24.04.2024 Without notice to the Petitioner, the Registrar dismissed the said writ petition, namely, W.P (c) no. 1005/2022 by his order dated 24.4.2024, bias de-registering the petition which was finally numbered, which is unheard and unthinkable, to say the least .

Once a petition is registered and assigned a final registration number, the Registry’s job comes to an end. The Registry is a functus offio. The Court alone has the jurisdiction to deal with the same. No judicial proceedings can be conducted in chambers/in camera, except those which cannot be conducted owing to the sensitivity of the matter. The Registrar also forgot that he is not a judge, but an officer invested of ministerial function.

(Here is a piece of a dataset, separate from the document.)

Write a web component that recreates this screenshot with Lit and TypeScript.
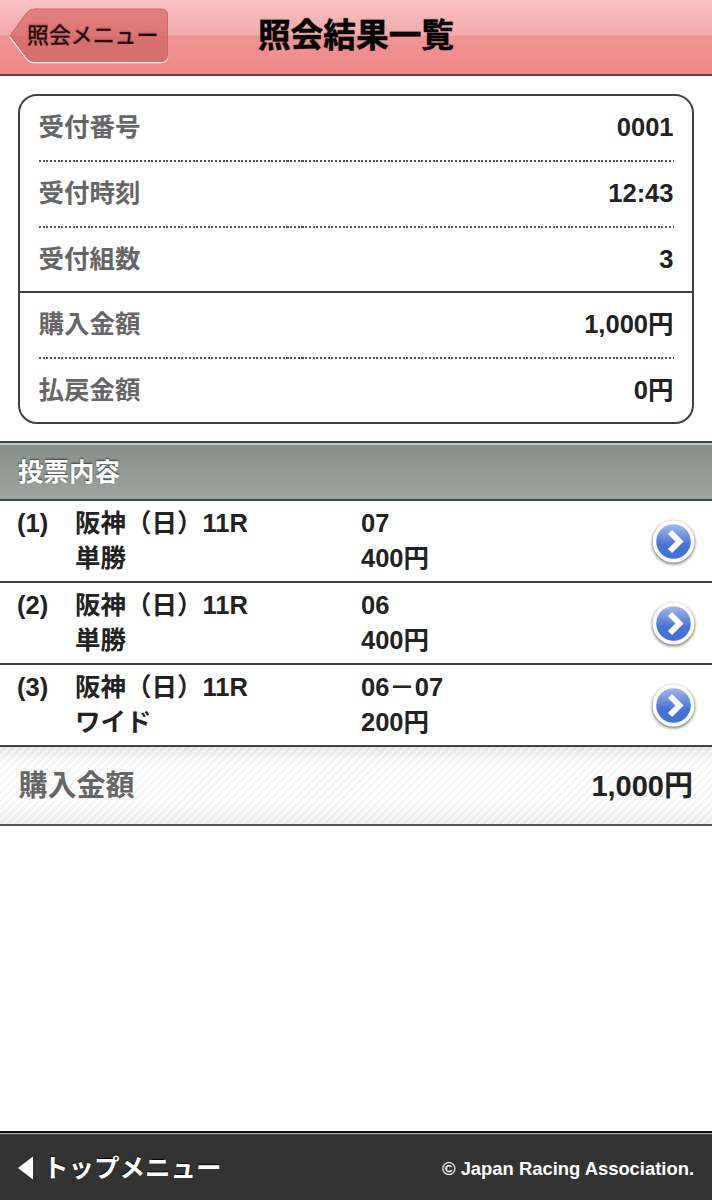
import { LitElement, html, css } from "lit";
import { customElement, property } from "lit/decorators.js";

const FONT = css`"Liberation Sans", "Noto Sans CJK JP", sans-serif`;

interface Bet {
  no: string;
  race: string;
  kind: string;
  pick: string;
  amount: string;
}

const BETS: Bet[] = [
  { no: "(1)", race: "阪神（日）11R", kind: "単勝", pick: "07", amount: "400円" },
  { no: "(2)", race: "阪神（日）11R", kind: "単勝", pick: "06", amount: "400円" },
  { no: "(3)", race: "阪神（日）11R", kind: "ワイド", pick: "06－07", amount: "200円" },
];

const SUMMARY: [string, string][][] = [
  [["受付番号", "0001"], ["受付時刻", "12:43"], ["受付組数", "3"]],
  [["購入金額", "1,000円"], ["払戻金額", "0円"]],
];

@customElement("page-header")
class PageHeader extends LitElement {
  static styles = css`
    :host {
      display: grid;
      grid-template-columns: 178px 1fr 178px;
      align-items: start;
      box-sizing: border-box;
      height: 76px;
      border-bottom: 2px solid #65404a;
      background: linear-gradient(#f6c2c1 0, #f2abaa 35px, #f09593 36px, #ef8886 74px);
    }
    .back {
      display: grid;
      margin: 8px 0 0 9px;
      width: 160px;
      height: 56px;
    }
    .shape, .label { grid-area: 1 / 1; }
    .shape { display: block; }
    .label {
      z-index: 1;
      padding-left: 18px;
      font-size: 21.9px;
      line-height: 55px;
      white-space: nowrap;
      color: #1a0505;
      -webkit-text-stroke: 0.3px #1a0505;
      text-shadow: 0 -1px 2px rgba(90, 20, 20, 0.4);
    }
    h1 {
      margin: 0;
      font-size: 32.7px;
      font-weight: bold;
      line-height: 72px;
      text-align: center;
      white-space: nowrap;
      color: #000;
      -webkit-text-stroke: 0.5px #000;
      text-shadow: 0 -1px 1px rgba(80, 20, 20, 0.2);
    }
  `;
  render() {
    return html`
      <div class="back">
        <svg class="shape" width="160" height="56" viewBox="0 0 160 56">
          <defs>
            <linearGradient id="fill" x1="0" y1="0" x2="0" y2="1">
              <stop offset="0" stop-color="#e37f7c" />
              <stop offset="0.5" stop-color="#dc7774" />
              <stop offset="0.52" stop-color="#d8716e" />
              <stop offset="1" stop-color="#d6706d" />
            </linearGradient>
          </defs>
          <path d="M1 29 L18 51 Q21 54.5 25 54.5 H152 Q158.500 54.500 158.500 48" fill="none" stroke="#fff0ee" stroke-width="1.600" />
          <path d="M1 27.500 L17.500 5 Q21 1 25.500 1 H152 Q158.500 1 158.500 7 V47 Q158.500 53.500 152 53.500 H25 Q21 53.500 18 50 Z" fill="url(#fill)" stroke="#c96866" stroke-width="1" />
        </svg>
        <span class="label">照会メニュー</span>
      </div>
      <h1>照会結果一覧</h1>
    `;
  }
}

@customElement("receipt-card")
class ReceiptCard extends LitElement {
  static styles = css`
    :host {
      display: block;
      box-sizing: border-box;
      margin: 18px 18px 0 18px;
      height: 330px;
      border: 2px solid #424244;
      border-radius: 19px;
    }
    .group { padding: 0 18.5px; }
    .group + .group { border-top: 2px solid #424244; }
    .row {
      display: flex;
      justify-content: space-between;
      box-sizing: border-box;
      height: 64px;
      font-size: 25.5px;
      font-weight: bold;
      line-height: 62px;
      color: #222;
    }
    .row + .row {
      height: 65.5px;
      padding-top: 2px;
      background: repeating-linear-gradient(90deg, #555 0 2px, transparent 2px 3.75px) 0 0 / 100% 2px no-repeat;
    }
    .name { color: #666; }
  `;
  render() {
    return SUMMARY.map(
      (group) => html`<div class="group">
        ${group.map(
          ([name, value]) => html`<div class="row"><span class="name">${name}</span><span>${value}</span></div>`
        )}
      </div>`
    );
  }
}

@customElement("bet-row")
class BetRow extends LitElement {
  @property({ attribute: false }) bet!: Bet;
  static styles = css`
    :host {
      display: grid;
      grid-template-columns: 58px 286px 1fr 50px;
      box-sizing: border-box;
      height: 82px;
      padding: 5px 14px 0 17px;
      border-bottom: 2px solid #424244;
      font-size: 25.5px;
      font-weight: bold;
      line-height: 34.5px;
      color: #222;
      white-space: nowrap;
    }
    .go { display: block; margin: 10px 0 0 0; }
  `;
  render() {
    const b = this.bet;
    return html`
      <span>${b.no}</span>
      <div><div>${b.race}</div><div>${b.kind}</div></div>
      <div><div>${b.pick}</div><div>${b.amount}</div></div>
      <svg class="go" width="50" height="54" viewBox="0 0 50 54">
        <defs>
          <linearGradient id="ball" x1="0" y1="0" x2="0" y2="1">
            <stop offset="0" stop-color="#a3b8e8" />
            <stop offset="0.42" stop-color="#6488dc" />
            <stop offset="0.6" stop-color="#4573d6" />
            <stop offset="1" stop-color="#3f72da" />
          </linearGradient>
          <filter id="soft" x="-20%" y="-20%" width="140%" height="140%">
            <feGaussianBlur stdDeviation="1.5" />
          </filter>
        </defs>
        <circle cx="25.500" cy="26.800" r="21.500" fill="#000" opacity="0.5" filter="url(#soft)" />
        <circle cx="25.500" cy="25.500" r="21" fill="#fff" />
        <circle cx="25.500" cy="25.500" r="17.300" fill="url(#ball)" />
        <path d="M22 16 L31.500 25.500 L22 35" fill="none" stroke="#fff" stroke-width="5.800" />
      </svg>
    `;
  }
}

@customElement("page-footer")
class PageFooter extends LitElement {
  static styles = css`
    :host {
      display: flex;
      justify-content: space-between;
      align-items: center;
      box-sizing: border-box;
      height: 69px;
      margin-top: auto;
      padding: 2px 18px 0 18px;
      border-top: 2px solid #111;
      background: linear-gradient(#a8aaa8 0 1px, #4a4a4a 1px 2px, #333 2px);
      color: #fff;
      font-weight: bold;
      white-space: nowrap;
    }
    .top {
      display: flex;
      align-items: center;
      gap: 9px;
      font-size: 25.5px;
      line-height: 40px;
      text-shadow: 0 -1px 1px #000;
    }
    .copy { font-size: 18.4px; padding-top: 2px; }
  `;
  render() {
    return html`
      <div class="top">
        <svg width="16" height="24" viewBox="0 0 16 24"><path d="M0 12 L15 0.500 V23.500 Z" fill="#fff" /></svg>
        <span>トップメニュー</span>
      </div>
      <span class="copy">© Japan Racing Association.</span>
    `;
  }
}

@customElement("app-root")
class AppRoot extends LitElement {
  static styles = css`
    :host {
      display: flex;
      flex-direction: column;
      width: 712px;
      height: 1200px;
      overflow: hidden;
      background: #fff;
      font-family: ${FONT};
    }
    .section {
      box-sizing: border-box;
      height: 60px;
      margin: 17px 0 0;
      padding-left: 18px;
      border-top: 2px solid #424644;
      border-bottom: 2px solid #424644;
      background: linear-gradient(#c3c9c6 0 1.5px, #87908b 2px, #9ca49f 100%);
      color: #fff;
      font-size: 25.5px;
      font-weight: bold;
      line-height: 58px;
      text-shadow: 0 -1px 2px rgba(0, 0, 0, 0.6);
    }
    .total {
      display: flex;
      justify-content: space-between;
      box-sizing: border-box;
      height: 79px;
      padding: 0 19px 0 18.5px;
      border-bottom: 2px solid #555;
      background:
        linear-gradient(rgba(0, 0, 0, 0.09) 0, rgba(0, 0, 0, 0.02) 12px, transparent 24px, transparent 54px, rgba(0, 0, 0, 0.06) 100%),
        repeating-linear-gradient(135deg, #fff 0 3px, #f5f5f5 3.500px 5px, #fff 5.600px);
      color: #222;
      font-size: 29px;
      font-weight: bold;
      line-height: 79px;
    }
    .total .name { color: #666; }
  `;
  render() {
    return html`
      <page-header></page-header>
      <receipt-card></receipt-card>
      <h2 class="section">投票内容</h2>
      ${BETS.map((bet) => html`<bet-row .bet=${bet}></bet-row>`)}
      <div class="total"><span class="name">購入金額</span><span>1,000円</span></div>
      <page-footer></page-footer>
    `;
  }
}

Petitioner filed an appeal challenging the order dated 24.04.2024 passed by the Registry. The Appeal has not till date being listed and that is an exercise which is all certain to be futile.

The collegium system is a synonym for nepotism, favouritism. It has reduced a judicial into a dynasty in all regard. The earlier it is got ridden of the better and the assured means of securing the same is to invoke the jurisdiction under Article2 of the Constitution.

Hence this Petition

IN THE SUPREME COURT OF INDIA
(CIVIL ORIGINAL JURISDICTION)
WRIT PETITION (CIVIL) NO. ___ OF 2022

(UNDER ARTICLE 32 OF CONSTITUTION OF INDIA)

IN THE MATTER OF:

1. MATHEWS J. NEDUMPARA
ADVOCATE,
12-F, Harbour Heights, Colaba Causeway, Mumbai – 400 005

2. DR. CHITTOOR RAJAMANNAR
ADVOCATE
Kizhakkekalappurackal House, Vengalloor, P.O Kumaramangalam Village, Thodupuzha Taluk, Idukki , District, Kerala – 685608.

3. ROHINI AMIN
ADVOCATE,
B-705, Nirman Apartments, R.J Marg, Pump House, Andheri East, Mumbai- 400 093

4. MARIA NEDUMPARA
ADVOCATE
12-F, Harbour Heights, Colaba Causeway, Mumbai – 400 005

5. HEMALI KURNE,
ADVOCATE
504, 28-A Wing, Shubhshagun
Building, Rishikesh CHS Ltd., Sector – 34, Mansarovar, Navi Mumbai – 410209

6. RAJESH VISHNU ADREKAR ADVOCATE
401, D-14, Yogi Vardhan CHS, Yogi Nagar Road, Yogi Nagar, Borivili West, Mumbai-400092, Maharashtra

7. AMIT KAKRI
ADVOCATE
205 Dosti Carnation, Dosti Acres, Wadala East, Mumbai – 400037.

8. MOHAMMED YOUSUF KHAN
ADVOCATE
951, Kohinoor City Phase 1, Kirol Road, Kurla West, Mumbai-400070

9. MANISHA NIMESH MEHTA
CHARTERED ACCOUNTANT
1905, Rosella, Pant Nagar, Ghatkopar, Mumbai – 400075, Maharashtra.

10. SADHANA BHARAT RAI
Vignaharta CHS, Flat no. 604, Plot no. 156, Sector 21, Karghar, Navi Mumbai 410 210.

…PETITIONERS
VERSUS

1. THE HON’BLE THE CHIEF JUSTICE
OF INDIA
Supreme Court of India
New Delhi

2. THE COLLEGIUM OF THE HON’BLE
JUDGES OF THE SUPREME COURT OF INDIA
Represented by the Hon’ble the Chief Justice of India
Supreme Court of India
New Delhi

3. SECRETARY GENERAL,
Supreme Court of India
New Delhi

4. UNION OF INDIA
Represented by its secretary,
Department of Legal of Affairs
Ministry of Law and Justice
4th floor, A-Wing, Shastri Bhawan New Delhi-110 001.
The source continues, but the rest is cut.